Kiseki: Sobito Of That Day ‘Kiseki – Ano Hi no Sobito’ [Movie Review]

Kiseki: Sobito Of That Day

Kiseki: Sobito Of That Day recounts the birth of GReeeeN, the boy band whose faces remain unknown to this day, even to fans. Directed by Kaneshige Atsushi, it stars Matsuzaka Tori and Suda Masaki.

Aside from essaying the band’s meteoric rise, Kiseki narrates the story of two brothers who are passionate musicians but with opposing mindset and personality.

Jin (Matsuzaka) is the temperamental leader of a metal boy band. Hide (Suda) is the cool-headed younger bro. Hide likes to write inspiring, down-to-earth songs that resonate with ordinary people. Jin has loftier, ambitious goals. But is “outdated and knows little of the music industry”, says one record executive.

Jin’s band failed to take off just as predicted.

Despite a short musical career, it was Jin who floats the idea of the band’s name, thus giving birth to GReeeeN. Hide, Navi (Yokohama Ryusei), Kuni (Narita Ryo) and Soh (Sugino Yosuke) are all dentistry students, thus it was a spontaneous decision to play music together. Everybody refers to Hide as their leader, so there’s little bickering or jealousy if at all.

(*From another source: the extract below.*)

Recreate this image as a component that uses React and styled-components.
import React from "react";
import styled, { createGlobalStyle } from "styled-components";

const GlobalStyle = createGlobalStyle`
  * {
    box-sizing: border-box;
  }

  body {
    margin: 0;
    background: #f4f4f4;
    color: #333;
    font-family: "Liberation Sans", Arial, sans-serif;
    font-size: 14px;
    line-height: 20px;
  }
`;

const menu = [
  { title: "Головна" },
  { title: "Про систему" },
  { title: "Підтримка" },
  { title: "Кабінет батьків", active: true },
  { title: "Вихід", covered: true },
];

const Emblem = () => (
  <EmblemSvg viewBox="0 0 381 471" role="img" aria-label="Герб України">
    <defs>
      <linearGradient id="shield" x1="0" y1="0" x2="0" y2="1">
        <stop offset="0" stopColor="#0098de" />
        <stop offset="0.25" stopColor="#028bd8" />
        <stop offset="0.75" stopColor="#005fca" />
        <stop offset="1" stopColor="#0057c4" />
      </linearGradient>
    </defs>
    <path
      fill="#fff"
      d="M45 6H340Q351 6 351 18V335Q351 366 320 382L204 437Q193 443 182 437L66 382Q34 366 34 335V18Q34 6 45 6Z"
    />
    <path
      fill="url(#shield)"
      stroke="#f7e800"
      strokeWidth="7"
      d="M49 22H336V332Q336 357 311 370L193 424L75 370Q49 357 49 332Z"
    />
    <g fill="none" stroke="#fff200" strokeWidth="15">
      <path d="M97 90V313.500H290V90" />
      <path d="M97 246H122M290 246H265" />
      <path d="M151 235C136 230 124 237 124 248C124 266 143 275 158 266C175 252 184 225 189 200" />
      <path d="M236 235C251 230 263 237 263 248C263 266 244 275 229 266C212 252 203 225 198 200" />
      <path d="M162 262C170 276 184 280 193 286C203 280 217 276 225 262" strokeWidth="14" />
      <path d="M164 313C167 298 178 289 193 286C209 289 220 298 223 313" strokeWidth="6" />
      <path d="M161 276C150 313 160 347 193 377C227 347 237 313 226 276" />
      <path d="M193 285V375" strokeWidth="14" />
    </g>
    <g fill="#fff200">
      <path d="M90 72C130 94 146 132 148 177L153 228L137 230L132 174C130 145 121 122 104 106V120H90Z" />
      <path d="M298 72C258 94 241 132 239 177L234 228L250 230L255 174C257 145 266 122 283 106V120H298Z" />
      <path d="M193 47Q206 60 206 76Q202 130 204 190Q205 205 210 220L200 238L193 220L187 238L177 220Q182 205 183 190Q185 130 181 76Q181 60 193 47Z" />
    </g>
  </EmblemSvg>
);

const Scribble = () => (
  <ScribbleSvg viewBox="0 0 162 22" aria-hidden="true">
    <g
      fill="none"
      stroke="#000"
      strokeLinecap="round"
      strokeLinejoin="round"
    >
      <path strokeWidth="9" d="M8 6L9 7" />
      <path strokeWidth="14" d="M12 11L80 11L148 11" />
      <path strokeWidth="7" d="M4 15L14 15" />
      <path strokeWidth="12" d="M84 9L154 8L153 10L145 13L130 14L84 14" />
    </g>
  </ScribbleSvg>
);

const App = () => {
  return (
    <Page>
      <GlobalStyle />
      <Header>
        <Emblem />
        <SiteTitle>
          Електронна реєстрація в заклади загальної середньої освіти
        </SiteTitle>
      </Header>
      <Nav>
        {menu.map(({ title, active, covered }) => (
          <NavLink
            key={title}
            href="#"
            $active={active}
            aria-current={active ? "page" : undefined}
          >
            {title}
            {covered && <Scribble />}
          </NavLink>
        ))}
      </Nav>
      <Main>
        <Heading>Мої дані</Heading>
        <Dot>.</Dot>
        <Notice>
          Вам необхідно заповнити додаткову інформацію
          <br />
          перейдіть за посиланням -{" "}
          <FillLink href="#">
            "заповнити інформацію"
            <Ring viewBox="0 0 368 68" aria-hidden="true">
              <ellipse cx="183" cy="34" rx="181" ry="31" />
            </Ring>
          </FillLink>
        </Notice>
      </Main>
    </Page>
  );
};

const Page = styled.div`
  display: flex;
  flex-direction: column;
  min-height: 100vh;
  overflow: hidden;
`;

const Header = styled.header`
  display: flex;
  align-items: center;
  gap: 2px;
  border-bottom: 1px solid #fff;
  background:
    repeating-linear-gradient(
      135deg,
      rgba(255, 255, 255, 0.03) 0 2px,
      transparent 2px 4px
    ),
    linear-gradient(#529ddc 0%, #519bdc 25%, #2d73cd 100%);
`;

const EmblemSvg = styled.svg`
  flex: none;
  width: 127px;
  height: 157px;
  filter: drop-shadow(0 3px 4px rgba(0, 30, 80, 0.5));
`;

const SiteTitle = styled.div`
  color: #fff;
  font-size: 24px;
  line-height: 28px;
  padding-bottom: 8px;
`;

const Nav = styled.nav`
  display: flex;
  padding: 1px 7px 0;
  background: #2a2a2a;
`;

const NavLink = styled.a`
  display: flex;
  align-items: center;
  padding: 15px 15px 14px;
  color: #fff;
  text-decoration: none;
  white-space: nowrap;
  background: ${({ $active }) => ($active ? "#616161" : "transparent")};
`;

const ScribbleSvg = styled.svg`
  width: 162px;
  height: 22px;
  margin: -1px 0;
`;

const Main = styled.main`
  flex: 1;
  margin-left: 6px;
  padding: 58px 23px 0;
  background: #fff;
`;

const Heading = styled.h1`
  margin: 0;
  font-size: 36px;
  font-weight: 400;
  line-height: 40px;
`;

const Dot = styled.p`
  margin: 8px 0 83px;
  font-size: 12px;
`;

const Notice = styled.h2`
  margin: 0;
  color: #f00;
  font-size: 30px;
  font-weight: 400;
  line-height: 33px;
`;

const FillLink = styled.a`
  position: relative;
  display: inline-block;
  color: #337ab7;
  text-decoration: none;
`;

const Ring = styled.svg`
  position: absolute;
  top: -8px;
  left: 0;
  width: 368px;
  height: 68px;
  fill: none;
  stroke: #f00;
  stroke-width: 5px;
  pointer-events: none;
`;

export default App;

Kiseki: Sobito of that day - poster

There was an instant connection between the boy band and the public. To say that their songs are infectious is an understatement. It went on to conquer the Oricon charts and sold millions of copies.

Kiseki follows a long tradition of Japanese boy band films. Beck and Bandage come to mind for sharing certain elements. While there is something mystical about the film’s predecessors, Kiseki is more in-your-face. It’s also practical and modern. It may be called ‘promotional’ (as opposed to autobiographical), yet the depiction of Jin and Hide and their conservative family lend credence to its serious tone.

It was more than 5 years ago since The Boy Inside. Back then, Suda literally looks up to Matsuzaka as acting mentor. In Kiseki: Sobito Of That Day, Suda remains the protege, yet they are now first among equals.  

Matsuzaka’s Jin is mercurial and suits the actor’s on-screen persona. He’s always been a charismatic actor, to begin with. Suda’s Hide wants to finish school and become a dentist. Music is a passion that can take a backseat. The restraint of Suda’s performance gives hope that he can do understated acting and remain ‘cinematical’.

It’s the chemistry between them that made for a compelling film. But even that failed to make a strong impact. With a running time of 111 minutes, certain scenes could have been taken out. Instead, it dilutes what could have been an absorbing film about music, a boy band, and their rise to fame. Afterall, it’s all just that.